Interesting! It seems the biggest difference is that the implementation here does not explicitly construct the DJ graph and uses BitVectors instead of sets. It would probably make sense to split up the mergeset part and the PromoteMem2Reg part once they are ready for committing. Let me know if you are interesting in trying the implementation for your patch, I'd be happy to split it up sooner.

hiraditya accepted this revision.Sep 29 2019, 10:20 AM

i think this will help quite a few optimizations get faster and enable others like instruction scheduling in SSA. We can push this patch and make incremental improvements as needed. Thanks for working on this!

This revision is now accepted and ready to land.Sep 29 2019, 10:20 AM
Herald added a project: Restricted Project. · View Herald TranscriptSep 29 2019, 10:20 AM
hiraditya requested changes to this revision.Sep 29 2019, 10:38 AM
hiraditya added inline comments.
llvm/include/llvm/Analysis/MergeSets.h
82 ↗(On Diff #185572)

We can use a more descriptive name here and below.

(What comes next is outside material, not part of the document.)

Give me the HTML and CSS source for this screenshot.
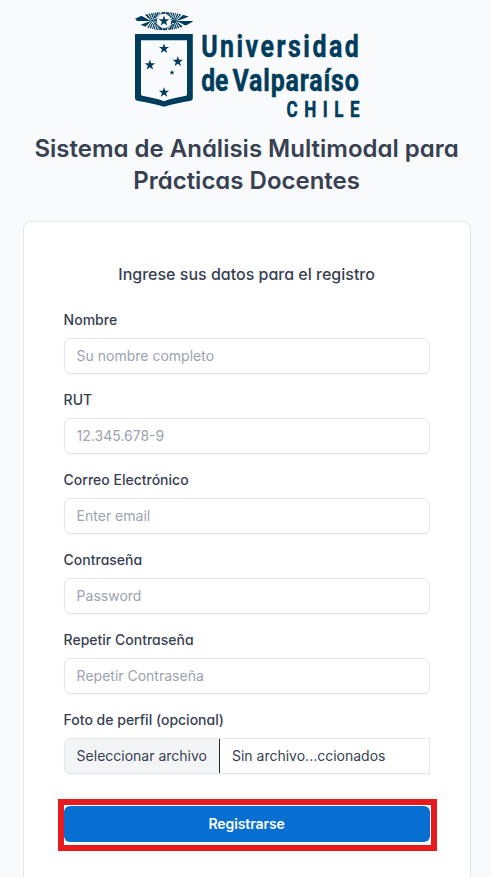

llvm/lib/Transforms/Utils/PromoteMemoryToRegister.cpp
554–556

nit:

716

can we put the code under #ifndef in separate function.

813

nit:

This revision now requires changes to proceed.Sep 29 2019, 10:38 AM
hiraditya added inline comments.Sep 29 2019, 10:39 AM
llvm/include/llvm/Analysis/MergeSets.h
14 ↗(On Diff #185572)

is it okay to use non-ASCII characters? I'm not sure but wanted to point out.

fhahn planned changes to this revision.Sep 29 2019, 2:34 PM

Thanks! I'll try to update this patch and a few related patches around the time of the dev meeting.

Great, looking forward to it!

fhahn updated this revision to Diff 226940.Oct 29 2019, 10:50 AM

Rebase patch

Thanks for rebasing the patch.

llvm/lib/Analysis/MergeSets.cpp
47 ↗(On Diff #226940)

Some comments would be nice!

109 ↗(On Diff #226940)

Is it possible that DFS numbers are already up-to-date?

llvm/lib/Transforms/Utils/PromoteMemoryToRegister.cpp
726

We can put the verification part somewhere else, possibly under a flag.